> **Recorded data**:
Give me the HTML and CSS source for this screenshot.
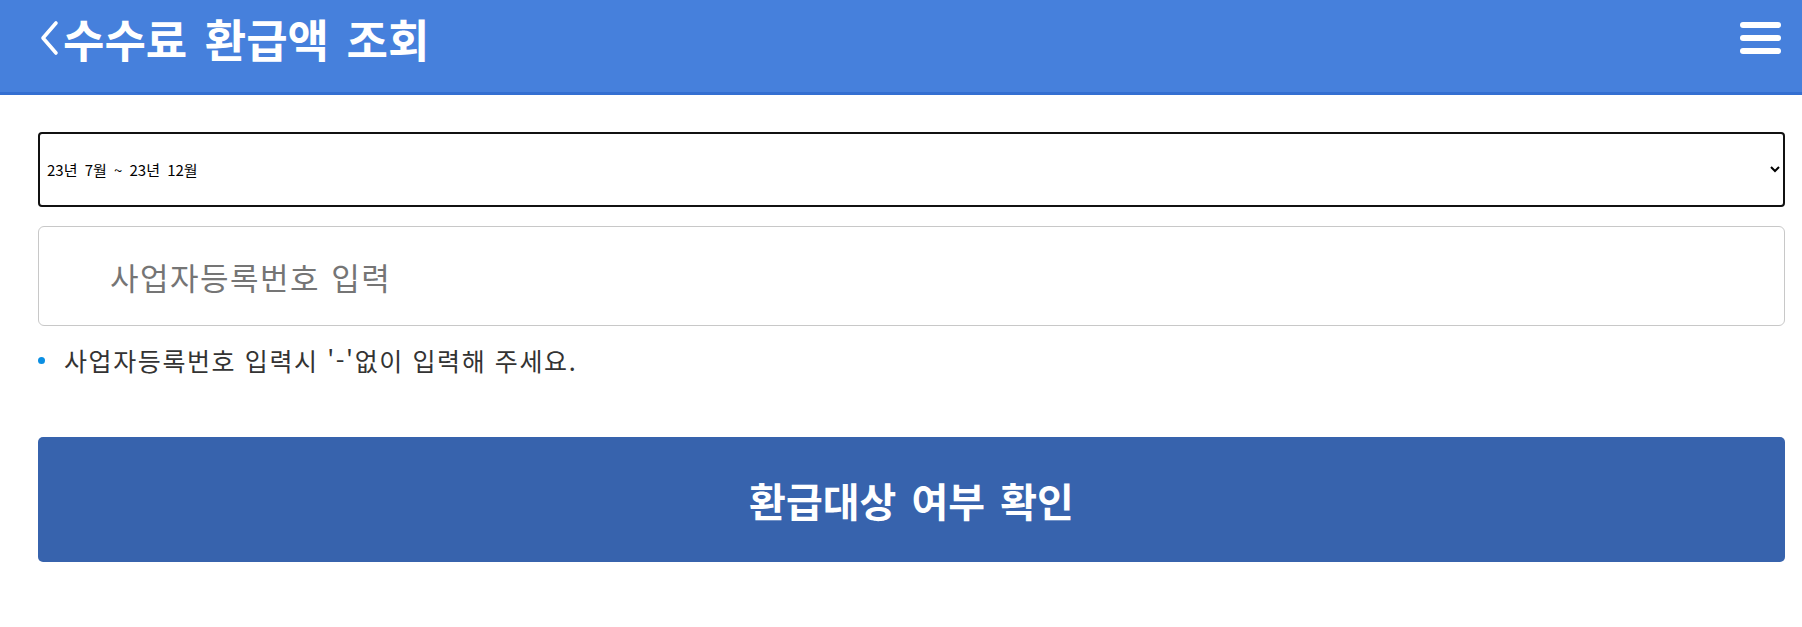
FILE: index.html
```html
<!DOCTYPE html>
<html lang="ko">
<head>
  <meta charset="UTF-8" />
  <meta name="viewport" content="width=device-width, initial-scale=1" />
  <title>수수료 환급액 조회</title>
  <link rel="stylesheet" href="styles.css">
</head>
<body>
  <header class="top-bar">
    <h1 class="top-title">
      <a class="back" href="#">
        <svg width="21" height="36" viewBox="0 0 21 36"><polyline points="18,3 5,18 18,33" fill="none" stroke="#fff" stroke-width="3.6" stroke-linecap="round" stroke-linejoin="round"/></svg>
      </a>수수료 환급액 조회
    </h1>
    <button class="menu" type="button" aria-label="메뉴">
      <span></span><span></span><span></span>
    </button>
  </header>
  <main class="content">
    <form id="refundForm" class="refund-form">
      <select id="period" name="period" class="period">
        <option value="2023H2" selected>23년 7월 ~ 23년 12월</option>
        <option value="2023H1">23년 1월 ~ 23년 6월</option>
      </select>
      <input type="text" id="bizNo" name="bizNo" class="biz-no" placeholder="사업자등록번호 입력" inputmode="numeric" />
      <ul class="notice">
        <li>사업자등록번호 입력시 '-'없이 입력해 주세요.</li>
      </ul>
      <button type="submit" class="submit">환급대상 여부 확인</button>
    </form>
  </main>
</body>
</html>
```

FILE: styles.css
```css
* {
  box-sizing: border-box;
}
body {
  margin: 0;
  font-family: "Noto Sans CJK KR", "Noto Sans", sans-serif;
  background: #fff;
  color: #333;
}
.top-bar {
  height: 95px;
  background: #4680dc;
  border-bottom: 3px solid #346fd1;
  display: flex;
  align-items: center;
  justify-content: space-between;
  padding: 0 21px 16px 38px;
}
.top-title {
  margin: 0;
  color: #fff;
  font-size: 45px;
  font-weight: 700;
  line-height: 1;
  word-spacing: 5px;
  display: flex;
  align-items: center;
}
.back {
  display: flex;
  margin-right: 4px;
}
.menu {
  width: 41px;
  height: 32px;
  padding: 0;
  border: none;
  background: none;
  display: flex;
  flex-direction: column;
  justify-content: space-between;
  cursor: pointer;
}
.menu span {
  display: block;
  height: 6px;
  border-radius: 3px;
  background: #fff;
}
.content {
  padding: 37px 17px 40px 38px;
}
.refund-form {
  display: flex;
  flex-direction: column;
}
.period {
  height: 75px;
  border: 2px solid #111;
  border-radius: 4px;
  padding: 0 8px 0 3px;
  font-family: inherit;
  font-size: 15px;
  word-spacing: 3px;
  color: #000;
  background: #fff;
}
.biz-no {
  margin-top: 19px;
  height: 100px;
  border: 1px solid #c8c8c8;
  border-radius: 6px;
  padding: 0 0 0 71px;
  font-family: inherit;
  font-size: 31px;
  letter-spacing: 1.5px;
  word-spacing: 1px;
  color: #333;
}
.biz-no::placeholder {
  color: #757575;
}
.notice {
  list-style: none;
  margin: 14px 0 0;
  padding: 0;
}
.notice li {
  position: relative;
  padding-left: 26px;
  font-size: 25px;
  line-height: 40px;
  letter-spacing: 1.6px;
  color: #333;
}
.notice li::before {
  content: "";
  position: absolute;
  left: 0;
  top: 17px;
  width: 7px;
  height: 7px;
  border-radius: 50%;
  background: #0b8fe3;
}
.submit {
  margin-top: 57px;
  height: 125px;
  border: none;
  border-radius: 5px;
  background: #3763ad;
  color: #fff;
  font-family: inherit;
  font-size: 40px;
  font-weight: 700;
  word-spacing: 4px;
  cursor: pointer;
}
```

> **Task prompt**:
Return to the listing above and set it down exactly, leaving out its pictures.

> **The solution**:
Give me the HTML and CSS source for this screenshot.
FILE: index.html
```html
<!DOCTYPE html>
<html lang="ko">
<head>
  <meta charset="UTF-8" />
  <meta name="viewport" content="width=device-width, initial-scale=1" />
  <title>수수료 환급액 조회</title>
  <link rel="stylesheet" href="styles.css">
</head>
<body>
  <header class="top-bar">
    <h1 class="top-title">
      <a class="back" href="#">
        <svg width="21" height="36" viewBox="0 0 21 36"><polyline points="18,3 5,18 18,33" fill="none" stroke="#fff" stroke-width="3.6" stroke-linecap="round" stroke-linejoin="round"/></svg>
      </a>수수료 환급액 조회
    </h1>
    <button class="menu" type="button" aria-label="메뉴">
      <span></span><span></span><span></span>
    </button>
  </header>
  <main class="content">
    <form id="refundForm" class="refund-form">
      <select id="period" name="period" class="period">
        <option value="2023H2" selected>23년 7월 ~ 23년 12월</option>
        <option value="2023H1">23년 1월 ~ 23년 6월</option>
      </select>
      <input type="text" id="bizNo" name="bizNo" class="biz-no" placeholder="사업자등록번호 입력" inputmode="numeric" />
      <ul class="notice">
        <li>사업자등록번호 입력시 '-'없이 입력해 주세요.</li>
      </ul>
      <button type="submit" class="submit">환급대상 여부 확인</button>
    </form>
  </main>
</body>
</html>
```

FILE: styles.css
```css
* {
  box-sizing: border-box;
}
body {
  margin: 0;
  font-family: "Noto Sans CJK KR", "Noto Sans", sans-serif;
  background: #fff;
  color: #333;
}
.top-bar {
  height: 95px;
  background: #4680dc;
  border-bottom: 3px solid #346fd1;
  display: flex;
  align-items: center;
  justify-content: space-between;
  padding: 0 21px 16px 38px;
}
.top-title {
  margin: 0;
  color: #fff;
  font-size: 45px;
  font-weight: 700;
  line-height: 1;
  word-spacing: 5px;
  display: flex;
  align-items: center;
}
.back {
  display: flex;
  margin-right: 4px;
}
.menu {
  width: 41px;
  height: 32px;
  padding: 0;
  border: none;
  background: none;
  display: flex;
  flex-direction: column;
  justify-content: space-between;
  cursor: pointer;
}
.menu span {
  display: block;
  height: 6px;
  border-radius: 3px;
  background: #fff;
}
.content {
  padding: 37px 17px 40px 38px;
}
.refund-form {
  display: flex;
  flex-direction: column;
}
.period {
  height: 75px;
  border: 2px solid #111;
  border-radius: 4px;
  padding: 0 8px 0 3px;
  font-family: inherit;
  font-size: 15px;
  word-spacing: 3px;
  color: #000;
  background: #fff;
}
.biz-no {
  margin-top: 19px;
  height: 100px;
  border: 1px solid #c8c8c8;
  border-radius: 6px;
  padding: 0 0 0 71px;
  font-family: inherit;
  font-size: 31px;
  letter-spacing: 1.5px;
  word-spacing: 1px;
  color: #333;
}
.biz-no::placeholder {
  color: #757575;
}
.notice {
  list-style: none;
  margin: 14px 0 0;
  padding: 0;
}
.notice li {
  position: relative;
  padding-left: 26px;
  font-size: 25px;
  line-height: 40px;
  letter-spacing: 1.6px;
  color: #333;
}
.notice li::before {
  content: "";
  position: absolute;
  left: 0;
  top: 17px;
  width: 7px;
  height: 7px;
  border-radius: 50%;
  background: #0b8fe3;
}
.submit {
  margin-top: 57px;
  height: 125px;
  border: none;
  border-radius: 5px;
  background: #3763ad;
  color: #fff;
  font-family: inherit;
  font-size: 40px;
  font-weight: 700;
  word-spacing: 4px;
  cursor: pointer;
}
```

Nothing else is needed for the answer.